▸ To be done
In the entries that follow, how many lines contain the word "this"? Answer with the number only.

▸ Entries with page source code
>>>
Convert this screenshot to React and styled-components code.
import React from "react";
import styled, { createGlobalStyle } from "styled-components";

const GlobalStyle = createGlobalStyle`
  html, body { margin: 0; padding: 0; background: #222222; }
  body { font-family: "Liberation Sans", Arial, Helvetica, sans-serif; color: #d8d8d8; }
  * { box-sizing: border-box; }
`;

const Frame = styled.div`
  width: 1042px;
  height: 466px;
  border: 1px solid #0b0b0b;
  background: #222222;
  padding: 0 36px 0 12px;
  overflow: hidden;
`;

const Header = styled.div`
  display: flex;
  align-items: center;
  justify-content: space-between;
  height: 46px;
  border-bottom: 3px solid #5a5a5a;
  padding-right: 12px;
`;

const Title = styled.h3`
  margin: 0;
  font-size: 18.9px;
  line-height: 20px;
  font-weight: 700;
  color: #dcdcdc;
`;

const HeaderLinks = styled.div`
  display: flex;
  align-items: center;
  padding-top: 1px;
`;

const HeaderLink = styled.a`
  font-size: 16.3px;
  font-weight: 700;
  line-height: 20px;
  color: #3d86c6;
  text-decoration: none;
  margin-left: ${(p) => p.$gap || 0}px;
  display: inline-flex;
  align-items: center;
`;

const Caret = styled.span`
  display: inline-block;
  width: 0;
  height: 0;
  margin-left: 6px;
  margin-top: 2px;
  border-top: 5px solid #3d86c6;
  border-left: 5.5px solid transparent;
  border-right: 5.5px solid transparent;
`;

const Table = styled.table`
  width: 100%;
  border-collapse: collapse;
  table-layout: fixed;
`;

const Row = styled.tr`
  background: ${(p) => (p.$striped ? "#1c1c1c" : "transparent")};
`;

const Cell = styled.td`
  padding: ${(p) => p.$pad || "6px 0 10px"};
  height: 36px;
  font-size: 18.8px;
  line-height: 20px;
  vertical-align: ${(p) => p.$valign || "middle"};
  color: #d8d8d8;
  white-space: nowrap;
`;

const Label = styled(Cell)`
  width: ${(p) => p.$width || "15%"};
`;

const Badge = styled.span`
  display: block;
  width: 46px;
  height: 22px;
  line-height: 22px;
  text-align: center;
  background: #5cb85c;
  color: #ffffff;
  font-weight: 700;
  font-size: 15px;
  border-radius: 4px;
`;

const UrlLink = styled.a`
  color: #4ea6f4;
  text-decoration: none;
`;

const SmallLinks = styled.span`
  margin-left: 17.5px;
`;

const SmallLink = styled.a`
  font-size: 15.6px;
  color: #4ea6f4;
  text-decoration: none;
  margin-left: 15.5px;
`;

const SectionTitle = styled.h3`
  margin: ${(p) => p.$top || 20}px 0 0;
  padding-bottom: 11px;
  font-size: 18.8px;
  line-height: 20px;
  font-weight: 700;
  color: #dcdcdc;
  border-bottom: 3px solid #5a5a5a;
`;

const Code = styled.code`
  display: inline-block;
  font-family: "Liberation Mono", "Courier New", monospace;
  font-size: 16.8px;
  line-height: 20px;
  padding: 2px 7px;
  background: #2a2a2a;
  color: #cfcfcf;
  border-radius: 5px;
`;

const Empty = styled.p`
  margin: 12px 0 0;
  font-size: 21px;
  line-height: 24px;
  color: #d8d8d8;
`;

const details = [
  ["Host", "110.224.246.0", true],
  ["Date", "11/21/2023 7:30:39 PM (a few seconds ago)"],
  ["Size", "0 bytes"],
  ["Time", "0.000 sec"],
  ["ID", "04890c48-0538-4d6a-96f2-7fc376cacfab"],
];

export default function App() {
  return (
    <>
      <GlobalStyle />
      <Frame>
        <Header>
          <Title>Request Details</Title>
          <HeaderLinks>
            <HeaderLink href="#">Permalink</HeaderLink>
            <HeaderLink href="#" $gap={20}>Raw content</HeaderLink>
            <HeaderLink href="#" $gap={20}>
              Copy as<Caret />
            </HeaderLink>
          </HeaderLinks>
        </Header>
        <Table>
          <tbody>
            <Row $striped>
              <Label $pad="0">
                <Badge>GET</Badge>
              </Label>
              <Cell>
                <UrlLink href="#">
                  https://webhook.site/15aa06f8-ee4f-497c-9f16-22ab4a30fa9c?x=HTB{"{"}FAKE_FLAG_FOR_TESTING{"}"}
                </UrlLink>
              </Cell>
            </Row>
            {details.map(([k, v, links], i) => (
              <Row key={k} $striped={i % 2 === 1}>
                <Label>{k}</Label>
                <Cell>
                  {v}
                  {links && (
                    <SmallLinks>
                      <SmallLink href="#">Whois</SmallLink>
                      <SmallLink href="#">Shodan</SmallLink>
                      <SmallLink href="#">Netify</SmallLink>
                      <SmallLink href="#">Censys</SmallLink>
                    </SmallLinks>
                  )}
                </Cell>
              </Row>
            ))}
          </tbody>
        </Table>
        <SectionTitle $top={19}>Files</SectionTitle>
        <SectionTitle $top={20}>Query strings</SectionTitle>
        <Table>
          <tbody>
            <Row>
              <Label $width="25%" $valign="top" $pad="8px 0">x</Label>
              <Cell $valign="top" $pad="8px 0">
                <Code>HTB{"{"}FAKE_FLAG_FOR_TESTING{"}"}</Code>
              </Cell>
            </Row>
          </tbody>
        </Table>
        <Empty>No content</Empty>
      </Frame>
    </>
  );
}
<<<
>>>
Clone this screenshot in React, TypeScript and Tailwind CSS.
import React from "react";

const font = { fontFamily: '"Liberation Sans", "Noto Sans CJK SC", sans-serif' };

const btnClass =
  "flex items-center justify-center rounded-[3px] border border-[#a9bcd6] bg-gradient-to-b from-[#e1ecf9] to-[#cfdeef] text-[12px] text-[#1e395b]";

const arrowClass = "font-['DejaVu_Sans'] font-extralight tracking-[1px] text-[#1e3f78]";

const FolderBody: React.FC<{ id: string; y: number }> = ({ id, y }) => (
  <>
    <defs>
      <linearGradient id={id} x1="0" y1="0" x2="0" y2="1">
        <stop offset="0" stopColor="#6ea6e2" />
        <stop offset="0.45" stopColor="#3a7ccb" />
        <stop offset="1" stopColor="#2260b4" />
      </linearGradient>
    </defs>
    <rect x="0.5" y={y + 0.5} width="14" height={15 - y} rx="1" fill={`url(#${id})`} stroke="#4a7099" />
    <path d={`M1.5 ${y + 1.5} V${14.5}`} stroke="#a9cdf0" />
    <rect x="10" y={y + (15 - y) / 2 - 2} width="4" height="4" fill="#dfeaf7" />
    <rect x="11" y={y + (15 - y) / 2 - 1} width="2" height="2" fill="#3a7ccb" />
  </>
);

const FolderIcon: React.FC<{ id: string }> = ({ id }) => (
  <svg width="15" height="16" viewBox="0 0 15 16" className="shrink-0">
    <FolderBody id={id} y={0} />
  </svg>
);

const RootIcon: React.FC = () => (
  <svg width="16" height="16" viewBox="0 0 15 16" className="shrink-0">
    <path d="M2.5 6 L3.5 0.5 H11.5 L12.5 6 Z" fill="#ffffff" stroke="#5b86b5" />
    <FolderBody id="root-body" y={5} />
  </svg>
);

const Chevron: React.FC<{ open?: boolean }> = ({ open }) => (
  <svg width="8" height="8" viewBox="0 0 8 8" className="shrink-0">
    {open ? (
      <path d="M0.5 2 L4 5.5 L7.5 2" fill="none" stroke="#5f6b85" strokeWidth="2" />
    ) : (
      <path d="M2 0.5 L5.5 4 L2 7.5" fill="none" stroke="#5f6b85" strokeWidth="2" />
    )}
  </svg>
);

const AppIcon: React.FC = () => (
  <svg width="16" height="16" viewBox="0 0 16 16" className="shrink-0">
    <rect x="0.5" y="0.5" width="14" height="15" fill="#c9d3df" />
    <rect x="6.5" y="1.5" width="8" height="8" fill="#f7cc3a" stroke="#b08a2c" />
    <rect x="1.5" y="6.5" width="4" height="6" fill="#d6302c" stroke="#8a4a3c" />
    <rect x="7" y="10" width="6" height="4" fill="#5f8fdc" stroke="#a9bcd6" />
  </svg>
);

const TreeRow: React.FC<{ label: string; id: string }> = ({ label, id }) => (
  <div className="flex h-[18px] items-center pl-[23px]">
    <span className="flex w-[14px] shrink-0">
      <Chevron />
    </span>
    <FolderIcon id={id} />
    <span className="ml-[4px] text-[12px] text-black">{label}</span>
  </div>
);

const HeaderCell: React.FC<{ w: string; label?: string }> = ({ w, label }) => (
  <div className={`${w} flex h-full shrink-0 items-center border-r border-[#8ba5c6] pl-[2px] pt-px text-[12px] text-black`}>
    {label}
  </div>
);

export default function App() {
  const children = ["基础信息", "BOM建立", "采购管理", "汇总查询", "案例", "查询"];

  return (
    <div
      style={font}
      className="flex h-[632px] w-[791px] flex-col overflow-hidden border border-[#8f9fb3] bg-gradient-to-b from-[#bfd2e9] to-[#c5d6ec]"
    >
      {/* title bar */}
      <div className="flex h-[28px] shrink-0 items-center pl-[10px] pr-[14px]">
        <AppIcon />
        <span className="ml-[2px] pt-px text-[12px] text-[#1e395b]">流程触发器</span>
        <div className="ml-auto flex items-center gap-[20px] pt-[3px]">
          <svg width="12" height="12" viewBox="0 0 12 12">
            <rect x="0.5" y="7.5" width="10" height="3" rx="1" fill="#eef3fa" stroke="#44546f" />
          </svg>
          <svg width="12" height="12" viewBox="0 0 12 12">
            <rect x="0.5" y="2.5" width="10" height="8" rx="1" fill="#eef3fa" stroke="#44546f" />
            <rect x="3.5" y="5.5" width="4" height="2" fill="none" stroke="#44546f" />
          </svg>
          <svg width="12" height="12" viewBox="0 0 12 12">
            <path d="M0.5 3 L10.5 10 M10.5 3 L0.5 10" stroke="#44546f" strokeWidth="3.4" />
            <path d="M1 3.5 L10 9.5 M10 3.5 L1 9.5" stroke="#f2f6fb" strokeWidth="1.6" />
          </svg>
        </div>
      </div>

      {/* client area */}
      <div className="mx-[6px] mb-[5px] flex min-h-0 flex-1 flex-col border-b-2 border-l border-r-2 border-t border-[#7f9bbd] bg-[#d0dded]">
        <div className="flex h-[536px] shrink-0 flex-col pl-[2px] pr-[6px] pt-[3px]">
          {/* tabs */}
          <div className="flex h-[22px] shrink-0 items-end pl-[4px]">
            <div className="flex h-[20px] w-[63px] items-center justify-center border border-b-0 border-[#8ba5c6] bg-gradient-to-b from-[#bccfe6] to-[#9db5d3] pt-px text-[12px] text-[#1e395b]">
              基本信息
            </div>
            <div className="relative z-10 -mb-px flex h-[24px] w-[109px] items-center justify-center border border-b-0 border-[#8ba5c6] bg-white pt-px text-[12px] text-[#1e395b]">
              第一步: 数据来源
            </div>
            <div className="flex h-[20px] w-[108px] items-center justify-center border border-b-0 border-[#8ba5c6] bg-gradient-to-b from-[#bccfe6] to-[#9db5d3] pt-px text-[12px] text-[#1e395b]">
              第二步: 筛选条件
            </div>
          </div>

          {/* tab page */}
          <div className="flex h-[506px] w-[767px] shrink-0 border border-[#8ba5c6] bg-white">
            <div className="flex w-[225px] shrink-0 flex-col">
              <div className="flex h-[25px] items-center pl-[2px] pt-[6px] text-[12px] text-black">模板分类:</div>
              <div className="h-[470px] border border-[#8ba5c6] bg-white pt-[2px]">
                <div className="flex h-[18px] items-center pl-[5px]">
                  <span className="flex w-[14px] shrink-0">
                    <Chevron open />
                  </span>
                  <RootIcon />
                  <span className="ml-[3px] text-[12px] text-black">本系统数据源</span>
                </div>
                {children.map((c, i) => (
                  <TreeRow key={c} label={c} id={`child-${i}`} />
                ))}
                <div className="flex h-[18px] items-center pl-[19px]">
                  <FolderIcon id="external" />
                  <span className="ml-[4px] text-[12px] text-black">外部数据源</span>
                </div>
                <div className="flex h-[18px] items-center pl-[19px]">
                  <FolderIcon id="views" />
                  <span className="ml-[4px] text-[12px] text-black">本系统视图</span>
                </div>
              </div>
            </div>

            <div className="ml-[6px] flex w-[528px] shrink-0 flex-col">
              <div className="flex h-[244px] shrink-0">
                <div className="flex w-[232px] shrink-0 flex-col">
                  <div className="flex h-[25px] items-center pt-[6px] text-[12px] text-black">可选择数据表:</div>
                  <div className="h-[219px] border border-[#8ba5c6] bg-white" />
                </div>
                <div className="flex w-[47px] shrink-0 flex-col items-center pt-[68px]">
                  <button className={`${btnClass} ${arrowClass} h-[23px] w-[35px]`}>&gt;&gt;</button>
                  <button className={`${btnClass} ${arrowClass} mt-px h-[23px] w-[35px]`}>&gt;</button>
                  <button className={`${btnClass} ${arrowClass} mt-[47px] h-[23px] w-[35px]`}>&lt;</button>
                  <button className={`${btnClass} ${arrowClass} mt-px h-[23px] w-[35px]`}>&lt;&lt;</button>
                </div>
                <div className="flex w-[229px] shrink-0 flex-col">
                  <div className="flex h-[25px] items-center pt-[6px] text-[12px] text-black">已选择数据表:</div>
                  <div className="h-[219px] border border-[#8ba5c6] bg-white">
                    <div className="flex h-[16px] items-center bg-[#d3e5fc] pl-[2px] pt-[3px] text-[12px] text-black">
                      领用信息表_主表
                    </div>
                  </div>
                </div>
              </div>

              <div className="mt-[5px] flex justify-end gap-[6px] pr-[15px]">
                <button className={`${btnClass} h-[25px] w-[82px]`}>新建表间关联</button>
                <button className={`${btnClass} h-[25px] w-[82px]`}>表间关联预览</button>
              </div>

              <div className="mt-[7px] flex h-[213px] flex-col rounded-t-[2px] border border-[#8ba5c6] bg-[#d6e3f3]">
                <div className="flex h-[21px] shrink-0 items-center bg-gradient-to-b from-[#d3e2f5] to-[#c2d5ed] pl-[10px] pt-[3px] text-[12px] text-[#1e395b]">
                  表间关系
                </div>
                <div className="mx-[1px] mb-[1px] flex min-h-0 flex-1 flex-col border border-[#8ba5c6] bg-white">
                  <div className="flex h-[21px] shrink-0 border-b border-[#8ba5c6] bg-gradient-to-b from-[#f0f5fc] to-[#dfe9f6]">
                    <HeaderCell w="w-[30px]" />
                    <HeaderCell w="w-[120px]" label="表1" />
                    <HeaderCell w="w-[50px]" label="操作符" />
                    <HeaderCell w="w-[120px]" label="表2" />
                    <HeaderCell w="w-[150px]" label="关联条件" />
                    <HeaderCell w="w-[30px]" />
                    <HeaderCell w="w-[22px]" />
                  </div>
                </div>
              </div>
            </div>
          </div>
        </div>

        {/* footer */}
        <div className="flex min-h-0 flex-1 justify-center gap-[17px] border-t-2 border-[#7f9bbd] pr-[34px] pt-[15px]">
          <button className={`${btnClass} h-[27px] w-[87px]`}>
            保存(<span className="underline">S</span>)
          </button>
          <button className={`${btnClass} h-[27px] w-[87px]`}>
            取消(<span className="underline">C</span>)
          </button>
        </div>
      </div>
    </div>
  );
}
<<<
>>>
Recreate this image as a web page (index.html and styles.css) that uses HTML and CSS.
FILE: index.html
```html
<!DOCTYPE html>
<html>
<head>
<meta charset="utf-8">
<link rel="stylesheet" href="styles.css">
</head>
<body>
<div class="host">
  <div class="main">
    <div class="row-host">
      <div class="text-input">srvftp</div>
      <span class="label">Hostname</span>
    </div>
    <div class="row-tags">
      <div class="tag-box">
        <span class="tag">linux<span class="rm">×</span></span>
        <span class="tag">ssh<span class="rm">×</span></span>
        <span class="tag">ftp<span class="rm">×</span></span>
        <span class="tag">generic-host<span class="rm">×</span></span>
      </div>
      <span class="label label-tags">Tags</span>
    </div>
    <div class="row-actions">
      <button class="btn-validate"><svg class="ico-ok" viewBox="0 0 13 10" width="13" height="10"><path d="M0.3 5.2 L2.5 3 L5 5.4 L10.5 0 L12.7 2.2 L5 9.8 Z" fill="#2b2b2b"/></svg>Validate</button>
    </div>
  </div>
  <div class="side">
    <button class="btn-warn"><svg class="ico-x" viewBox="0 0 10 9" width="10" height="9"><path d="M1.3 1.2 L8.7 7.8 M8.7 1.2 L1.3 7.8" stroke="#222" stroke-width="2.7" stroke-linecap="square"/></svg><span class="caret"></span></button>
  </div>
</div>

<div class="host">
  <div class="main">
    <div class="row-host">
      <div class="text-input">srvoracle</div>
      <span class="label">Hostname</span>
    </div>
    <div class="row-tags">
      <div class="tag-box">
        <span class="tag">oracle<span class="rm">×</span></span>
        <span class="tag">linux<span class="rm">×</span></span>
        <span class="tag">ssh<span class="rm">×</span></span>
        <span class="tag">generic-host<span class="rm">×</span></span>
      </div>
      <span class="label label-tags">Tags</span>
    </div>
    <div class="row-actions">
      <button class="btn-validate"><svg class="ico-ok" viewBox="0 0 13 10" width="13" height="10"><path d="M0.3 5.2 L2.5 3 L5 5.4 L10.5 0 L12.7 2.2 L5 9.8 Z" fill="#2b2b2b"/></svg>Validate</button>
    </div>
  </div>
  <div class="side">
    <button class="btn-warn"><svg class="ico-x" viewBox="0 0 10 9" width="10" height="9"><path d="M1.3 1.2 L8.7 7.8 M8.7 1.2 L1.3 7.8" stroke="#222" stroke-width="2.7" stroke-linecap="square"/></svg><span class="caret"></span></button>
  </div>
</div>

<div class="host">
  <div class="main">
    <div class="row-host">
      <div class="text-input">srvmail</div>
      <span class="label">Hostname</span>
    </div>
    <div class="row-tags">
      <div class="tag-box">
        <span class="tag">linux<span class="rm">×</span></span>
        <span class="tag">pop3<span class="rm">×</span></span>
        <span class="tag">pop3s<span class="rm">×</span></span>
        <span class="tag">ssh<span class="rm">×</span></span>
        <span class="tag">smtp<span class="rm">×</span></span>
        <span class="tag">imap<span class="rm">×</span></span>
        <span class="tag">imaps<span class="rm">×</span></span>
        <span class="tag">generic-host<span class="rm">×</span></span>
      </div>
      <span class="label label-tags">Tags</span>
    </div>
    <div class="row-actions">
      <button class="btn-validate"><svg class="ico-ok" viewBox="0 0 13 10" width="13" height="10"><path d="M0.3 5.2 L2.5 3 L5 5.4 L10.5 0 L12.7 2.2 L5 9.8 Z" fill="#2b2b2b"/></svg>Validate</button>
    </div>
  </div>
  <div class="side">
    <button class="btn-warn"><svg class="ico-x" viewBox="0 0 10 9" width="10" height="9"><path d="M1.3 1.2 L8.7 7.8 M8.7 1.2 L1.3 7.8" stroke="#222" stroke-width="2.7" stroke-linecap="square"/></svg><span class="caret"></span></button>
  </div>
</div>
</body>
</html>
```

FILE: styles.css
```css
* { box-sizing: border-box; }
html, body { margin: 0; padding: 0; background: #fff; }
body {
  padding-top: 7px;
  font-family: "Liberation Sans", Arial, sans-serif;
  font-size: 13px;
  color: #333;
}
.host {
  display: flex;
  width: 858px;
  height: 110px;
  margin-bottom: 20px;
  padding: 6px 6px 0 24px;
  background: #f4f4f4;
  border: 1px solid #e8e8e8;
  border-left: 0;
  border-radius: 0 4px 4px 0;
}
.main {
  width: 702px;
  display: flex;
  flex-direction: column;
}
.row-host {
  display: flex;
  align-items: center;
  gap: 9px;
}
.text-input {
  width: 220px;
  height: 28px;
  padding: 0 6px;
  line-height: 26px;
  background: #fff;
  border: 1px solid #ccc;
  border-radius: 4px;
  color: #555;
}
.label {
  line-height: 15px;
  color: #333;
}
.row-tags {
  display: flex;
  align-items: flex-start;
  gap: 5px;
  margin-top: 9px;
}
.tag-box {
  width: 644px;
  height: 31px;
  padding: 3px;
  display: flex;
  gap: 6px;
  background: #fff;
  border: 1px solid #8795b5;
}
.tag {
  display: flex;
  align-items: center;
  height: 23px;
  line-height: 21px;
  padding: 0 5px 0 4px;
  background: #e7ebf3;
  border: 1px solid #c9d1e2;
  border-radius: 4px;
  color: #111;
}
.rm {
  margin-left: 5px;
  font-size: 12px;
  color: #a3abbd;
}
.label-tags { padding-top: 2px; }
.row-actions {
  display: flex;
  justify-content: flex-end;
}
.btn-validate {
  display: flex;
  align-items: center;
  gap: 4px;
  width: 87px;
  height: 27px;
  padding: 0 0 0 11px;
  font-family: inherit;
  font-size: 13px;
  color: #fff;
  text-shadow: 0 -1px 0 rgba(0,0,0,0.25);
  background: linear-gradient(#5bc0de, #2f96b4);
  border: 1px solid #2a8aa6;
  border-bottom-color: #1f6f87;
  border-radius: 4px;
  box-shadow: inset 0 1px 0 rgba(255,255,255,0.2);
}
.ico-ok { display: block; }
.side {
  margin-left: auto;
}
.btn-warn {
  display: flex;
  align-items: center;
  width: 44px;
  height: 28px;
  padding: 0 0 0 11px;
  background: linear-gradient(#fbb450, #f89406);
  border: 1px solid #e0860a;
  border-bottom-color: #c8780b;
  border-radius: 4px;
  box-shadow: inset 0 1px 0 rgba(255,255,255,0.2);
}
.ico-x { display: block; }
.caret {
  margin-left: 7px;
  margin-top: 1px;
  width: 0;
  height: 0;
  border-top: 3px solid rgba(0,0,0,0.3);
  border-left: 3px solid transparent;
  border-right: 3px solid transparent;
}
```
<<<
▸ Problem solution
3